◆ **Aim**: Please transcribe the data below exactly. Leave the pictures out.

--- Data extract ---

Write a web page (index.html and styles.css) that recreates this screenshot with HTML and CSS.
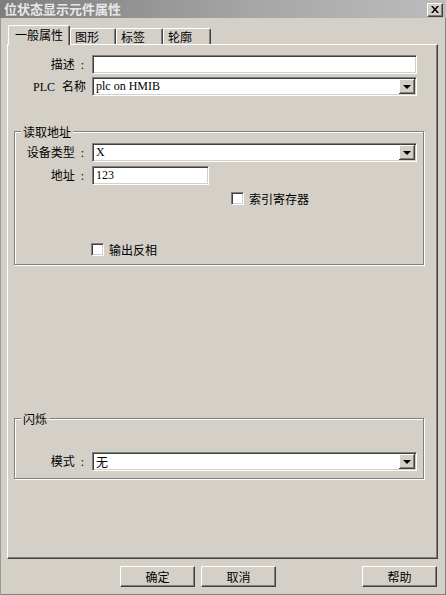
FILE: index.html
```html
<!DOCTYPE html>
<html>
<head>
<meta charset="utf-8">
<link rel="stylesheet" href="styles.css">
</head>
<body>
<div class="window">
  <div class="titlebar">
    <span class="title">位状态显示元件属性</span>
    <span class="close"><svg width="8" height="7" viewBox="0 0 8 7"><path d="M0 0h2l2 2.5 2-2.5h2l-3 3.5 3 3.5h-2l-2-2.5-2 2.5h-2l3-3.5z" fill="#000"/></svg></span>
  </div>
  <div class="tabs">
    <div class="tab active">一般属性</div>
    <div class="tab w46">图形</div>
    <div class="tab w47">标签</div>
    <div class="tab w48">轮廓</div>
  </div>
  <div class="panel">
    <div class="row">
      <span class="lbl">描述 :</span>
      <div class="field wide"></div>
    </div>
    <div class="row r2">
      <span class="lbl plc">PLC 名称</span>
      <div class="field wide select"><span class="val">plc on HMIB</span><span class="drop"><i class="tri"></i></span></div>
    </div>

    <div class="group g1">
      <div class="legend">读取地址</div>
      <div class="row">
        <span class="lbl glbl">设备类型 :</span>
        <div class="field wide select"><span class="val">X</span><span class="drop"><i class="tri"></i></span></div>
      </div>
      <div class="row r-addr">
        <span class="lbl glbl">地址 :</span>
        <div class="field short"><span class="val">123</span></div>
      </div>
      <div class="check c-index"><span class="box"></span><span class="ctext">索引寄存器</span></div>
      <div class="check c-inv"><span class="box"></span><span class="ctext">输出反相</span></div>
    </div>

    <div class="group g2">
      <div class="legend">闪烁</div>
      <div class="row">
        <span class="lbl glbl">模式 :</span>
        <div class="field wide select"><span class="val cjk">无</span><span class="drop"><i class="tri"></i></span></div>
      </div>
    </div>
  </div>
  <div class="buttons">
    <div class="btn">确定</div>
    <div class="btn b2">取消</div>
    <div class="btn b3">帮助</div>
  </div>
</div>
</body>
</html>
```

FILE: styles.css
```css
html, body {
  margin: 0;
  padding: 0;
  background: #d4d0c8;
}

.window {
  width: 446px;
  height: 595px;
  box-sizing: border-box;
  background: #d4d0c8;
  display: flex;
  flex-direction: column;
  font-family: "Liberation Serif", "Noto Sans CJK SC", serif;
  font-size: 12px;
  color: #000;
  box-shadow: inset 1px 0 0 #9a9a9a, inset -1px 0 0 #808080, inset 0 -1px 0 #808080;
}

.titlebar {
  height: 18px;
  background: linear-gradient(to right, #7e7e7e, #a8a8a8 60%, #bcbcbc);
  display: flex;
  align-items: center;
  justify-content: space-between;
  padding: 0 3px 0 4px;
}

.title {
  font-family: "Noto Sans CJK SC", sans-serif;
  font-weight: bold;
  font-size: 13px;
  line-height: 16px;
  color: #e8e8e8;
}

.close {
  width: 16px;
  height: 14px;
  box-sizing: border-box;
  background: #d4d0c8;
  border-top: 1px solid #fff;
  border-left: 1px solid #fff;
  border-right: 1px solid #404040;
  border-bottom: 1px solid #404040;
  box-shadow: inset -1px -1px 0 #808080;
  display: flex;
  align-items: center;
  justify-content: center;
  margin-top: 1px;
}

.tabs {
  margin-top: 7px;
  height: 20px;
  margin-bottom: -1px;
  padding-left: 8px;
  display: flex;
  align-items: flex-end;
  position: relative;
  z-index: 1;
}

.tab {
  height: 16px;
  margin-bottom: 1px;
  box-sizing: border-box;
  border-top: 1px solid #fff;
  border-left: 1px solid #fff;
  border-right: 1px solid #404040;
  box-shadow: inset -1px 0 0 #808080;
  border-radius: 2px 2px 0 0;
  padding-left: 4px;
  font-family: "Noto Sans CJK SC", sans-serif;
  font-size: 12px;
  line-height: 15px;
  background: #d4d0c8;
}

.tab.active {
  width: 62px;
  height: 20px;
  margin-bottom: 0;
  padding-left: 6px;
  line-height: 18px;
}

.w46 { width: 46px; }
.w47 { width: 47px; }
.w48 { width: 48px; }

.panel {
  margin-left: 7px;
  width: 431px;
  height: 515px;
  box-sizing: border-box;
  border-top: 1px solid #fff;
  border-left: 1px solid #fff;
  border-right: 1px solid #404040;
  border-bottom: 1px solid #404040;
  box-shadow: inset -1px -1px 0 #808080;
  padding-top: 10px;
}

.row {
  display: flex;
  align-items: center;
  height: 19px;
}

.r2 { margin-top: 3px; }
.r-addr { margin-top: 4px; }

.lbl {
  width: 84px;
  box-sizing: border-box;
  padding-right: 8px;
  text-align: right;
  white-space: pre;
  word-spacing: 3px;
  font-family: "Liberation Serif", "Noto Sans CJK SC", serif;
  line-height: 16px;
}

.lbl.plc {
  padding-right: 6px;
  word-spacing: 4px;
}

.glbl { width: 77px; }

.field {
  height: 19px;
  box-sizing: border-box;
  background: #fff;
  border-top: 1px solid #808080;
  border-left: 1px solid #808080;
  border-right: 1px solid #fff;
  border-bottom: 1px solid #fff;
  box-shadow: inset 1px 1px 0 #404040, inset -1px -1px 0 #d4d0c8;
  display: flex;
  align-items: center;
}

.wide { width: 325px; }
.short { width: 117px; }

.val {
  flex: 1;
  padding-left: 3px;
  line-height: 15px;
  white-space: nowrap;
}

.val.cjk { font-family: "Noto Sans CJK SC", sans-serif; }

.drop {
  width: 16px;
  height: 15px;
  margin-right: 1px;
  box-sizing: border-box;
  background: #d4d0c8;
  border-right: 1px solid #404040;
  border-bottom: 1px solid #404040;
  box-shadow: inset 1px 1px 0 #fff, inset -1px -1px 0 #808080;
  display: flex;
  align-items: center;
  justify-content: center;
}

.tri {
  width: 0;
  height: 0;
  border-left: 4px solid transparent;
  border-right: 4px solid transparent;
  border-top: 4px solid #000;
  margin-top: 1px;
}

.group {
  position: relative;
  margin-left: 6px;
  width: 410px;
  box-sizing: border-box;
  border: 1px solid #808080;
  box-shadow: 1px 1px 0 #fff, inset 1px 1px 0 #fff;
}

.g1 {
  margin-top: 35px;
  height: 134px;
  padding-top: 11px;
}

.g2 {
  margin-top: 153px;
  height: 61px;
  padding-top: 33px;
}

.legend {
  position: absolute;
  top: -8px;
  left: 6px;
  padding: 0 2px;
  background: #d4d0c8;
  font-family: "Noto Sans CJK SC", sans-serif;
  line-height: 15px;
}

.check {
  display: flex;
  align-items: center;
  height: 13px;
}

.c-index {
  margin-top: 7px;
  padding-left: 216px;
}

.c-inv {
  margin-top: 38px;
  padding-left: 76px;
}

.box {
  width: 13px;
  height: 13px;
  box-sizing: border-box;
  background: #fff;
  border-top: 1px solid #808080;
  border-left: 1px solid #808080;
  border-right: 1px solid #fff;
  border-bottom: 1px solid #fff;
  box-shadow: inset 1px 1px 0 #404040, inset -1px -1px 0 #d4d0c8;
}

.ctext {
  margin-left: 5px;
  font-family: "Noto Sans CJK SC", sans-serif;
  line-height: 15px;
}

.buttons {
  margin-top: 7px;
  display: flex;
  padding-left: 120px;
  padding-right: 9px;
}

.btn {
  width: 75px;
  height: 21px;
  box-sizing: border-box;
  background: #d4d0c8;
  border-top: 1px solid #fff;
  border-left: 1px solid #fff;
  border-right: 1px solid #404040;
  border-bottom: 1px solid #404040;
  box-shadow: inset -1px -1px 0 #808080;
  display: flex;
  align-items: center;
  justify-content: center;
  font-family: "Noto Sans CJK SC", sans-serif;
  line-height: 15px;
}

.b2 { margin-left: 6px; }
.b3 { margin-left: auto; }
```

---

◆ **Task response**:
Write a web page (index.html and styles.css) that recreates this screenshot with HTML and CSS.
FILE: index.html
```html
<!DOCTYPE html>
<html>
<head>
<meta charset="utf-8">
<link rel="stylesheet" href="styles.css">
</head>
<body>
<div class="window">
  <div class="titlebar">
    <span class="title">位状态显示元件属性</span>
    <span class="close"><svg width="8" height="7" viewBox="0 0 8 7"><path d="M0 0h2l2 2.5 2-2.5h2l-3 3.5 3 3.5h-2l-2-2.5-2 2.5h-2l3-3.5z" fill="#000"/></svg></span>
  </div>
  <div class="tabs">
    <div class="tab active">一般属性</div>
    <div class="tab w46">图形</div>
    <div class="tab w47">标签</div>
    <div class="tab w48">轮廓</div>
  </div>
  <div class="panel">
    <div class="row">
      <span class="lbl">描述 :</span>
      <div class="field wide"></div>
    </div>
    <div class="row r2">
      <span class="lbl plc">PLC 名称</span>
      <div class="field wide select"><span class="val">plc on HMIB</span><span class="drop"><i class="tri"></i></span></div>
    </div>

    <div class="group g1">
      <div class="legend">读取地址</div>
      <div class="row">
        <span class="lbl glbl">设备类型 :</span>
        <div class="field wide select"><span class="val">X</span><span class="drop"><i class="tri"></i></span></div>
      </div>
      <div class="row r-addr">
        <span class="lbl glbl">地址 :</span>
        <div class="field short"><span class="val">123</span></div>
      </div>
      <div class="check c-index"><span class="box"></span><span class="ctext">索引寄存器</span></div>
      <div class="check c-inv"><span class="box"></span><span class="ctext">输出反相</span></div>
    </div>

    <div class="group g2">
      <div class="legend">闪烁</div>
      <div class="row">
        <span class="lbl glbl">模式 :</span>
        <div class="field wide select"><span class="val cjk">无</span><span class="drop"><i class="tri"></i></span></div>
      </div>
    </div>
  </div>
  <div class="buttons">
    <div class="btn">确定</div>
    <div class="btn b2">取消</div>
    <div class="btn b3">帮助</div>
  </div>
</div>
</body>
</html>
```

FILE: styles.css
```css
html, body {
  margin: 0;
  padding: 0;
  background: #d4d0c8;
}

.window {
  width: 446px;
  height: 595px;
  box-sizing: border-box;
  background: #d4d0c8;
  display: flex;
  flex-direction: column;
  font-family: "Liberation Serif", "Noto Sans CJK SC", serif;
  font-size: 12px;
  color: #000;
  box-shadow: inset 1px 0 0 #9a9a9a, inset -1px 0 0 #808080, inset 0 -1px 0 #808080;
}

.titlebar {
  height: 18px;
  background: linear-gradient(to right, #7e7e7e, #a8a8a8 60%, #bcbcbc);
  display: flex;
  align-items: center;
  justify-content: space-between;
  padding: 0 3px 0 4px;
}

.title {
  font-family: "Noto Sans CJK SC", sans-serif;
  font-weight: bold;
  font-size: 13px;
  line-height: 16px;
  color: #e8e8e8;
}

.close {
  width: 16px;
  height: 14px;
  box-sizing: border-box;
  background: #d4d0c8;
  border-top: 1px solid #fff;
  border-left: 1px solid #fff;
  border-right: 1px solid #404040;
  border-bottom: 1px solid #404040;
  box-shadow: inset -1px -1px 0 #808080;
  display: flex;
  align-items: center;
  justify-content: center;
  margin-top: 1px;
}

.tabs {
  margin-top: 7px;
  height: 20px;
  margin-bottom: -1px;
  padding-left: 8px;
  display: flex;
  align-items: flex-end;
  position: relative;
  z-index: 1;
}

.tab {
  height: 16px;
  margin-bottom: 1px;
  box-sizing: border-box;
  border-top: 1px solid #fff;
  border-left: 1px solid #fff;
  border-right: 1px solid #404040;
  box-shadow: inset -1px 0 0 #808080;
  border-radius: 2px 2px 0 0;
  padding-left: 4px;
  font-family: "Noto Sans CJK SC", sans-serif;
  font-size: 12px;
  line-height: 15px;
  background: #d4d0c8;
}

.tab.active {
  width: 62px;
  height: 20px;
  margin-bottom: 0;
  padding-left: 6px;
  line-height: 18px;
}

.w46 { width: 46px; }
.w47 { width: 47px; }
.w48 { width: 48px; }

.panel {
  margin-left: 7px;
  width: 431px;
  height: 515px;
  box-sizing: border-box;
  border-top: 1px solid #fff;
  border-left: 1px solid #fff;
  border-right: 1px solid #404040;
  border-bottom: 1px solid #404040;
  box-shadow: inset -1px -1px 0 #808080;
  padding-top: 10px;
}

.row {
  display: flex;
  align-items: center;
  height: 19px;
}

.r2 { margin-top: 3px; }
.r-addr { margin-top: 4px; }

.lbl {
  width: 84px;
  box-sizing: border-box;
  padding-right: 8px;
  text-align: right;
  white-space: pre;
  word-spacing: 3px;
  font-family: "Liberation Serif", "Noto Sans CJK SC", serif;
  line-height: 16px;
}

.lbl.plc {
  padding-right: 6px;
  word-spacing: 4px;
}

.glbl { width: 77px; }

.field {
  height: 19px;
  box-sizing: border-box;
  background: #fff;
  border-top: 1px solid #808080;
  border-left: 1px solid #808080;
  border-right: 1px solid #fff;
  border-bottom: 1px solid #fff;
  box-shadow: inset 1px 1px 0 #404040, inset -1px -1px 0 #d4d0c8;
  display: flex;
  align-items: center;
}

.wide { width: 325px; }
.short { width: 117px; }

.val {
  flex: 1;
  padding-left: 3px;
  line-height: 15px;
  white-space: nowrap;
}

.val.cjk { font-family: "Noto Sans CJK SC", sans-serif; }

.drop {
  width: 16px;
  height: 15px;
  margin-right: 1px;
  box-sizing: border-box;
  background: #d4d0c8;
  border-right: 1px solid #404040;
  border-bottom: 1px solid #404040;
  box-shadow: inset 1px 1px 0 #fff, inset -1px -1px 0 #808080;
  display: flex;
  align-items: center;
  justify-content: center;
}

.tri {
  width: 0;
  height: 0;
  border-left: 4px solid transparent;
  border-right: 4px solid transparent;
  border-top: 4px solid #000;
  margin-top: 1px;
}

.group {
  position: relative;
  margin-left: 6px;
  width: 410px;
  box-sizing: border-box;
  border: 1px solid #808080;
  box-shadow: 1px 1px 0 #fff, inset 1px 1px 0 #fff;
}

.g1 {
  margin-top: 35px;
  height: 134px;
  padding-top: 11px;
}

.g2 {
  margin-top: 153px;
  height: 61px;
  padding-top: 33px;
}

.legend {
  position: absolute;
  top: -8px;
  left: 6px;
  padding: 0 2px;
  background: #d4d0c8;
  font-family: "Noto Sans CJK SC", sans-serif;
  line-height: 15px;
}

.check {
  display: flex;
  align-items: center;
  height: 13px;
}

.c-index {
  margin-top: 7px;
  padding-left: 216px;
}

.c-inv {
  margin-top: 38px;
  padding-left: 76px;
}

.box {
  width: 13px;
  height: 13px;
  box-sizing: border-box;
  background: #fff;
  border-top: 1px solid #808080;
  border-left: 1px solid #808080;
  border-right: 1px solid #fff;
  border-bottom: 1px solid #fff;
  box-shadow: inset 1px 1px 0 #404040, inset -1px -1px 0 #d4d0c8;
}

.ctext {
  margin-left: 5px;
  font-family: "Noto Sans CJK SC", sans-serif;
  line-height: 15px;
}

.buttons {
  margin-top: 7px;
  display: flex;
  padding-left: 120px;
  padding-right: 9px;
}

.btn {
  width: 75px;
  height: 21px;
  box-sizing: border-box;
  background: #d4d0c8;
  border-top: 1px solid #fff;
  border-left: 1px solid #fff;
  border-right: 1px solid #404040;
  border-bottom: 1px solid #404040;
  box-shadow: inset -1px -1px 0 #808080;
  display: flex;
  align-items: center;
  justify-content: center;
  font-family: "Noto Sans CJK SC", sans-serif;
  line-height: 15px;
}

.b2 { margin-left: 6px; }
.b3 { margin-left: auto; }
```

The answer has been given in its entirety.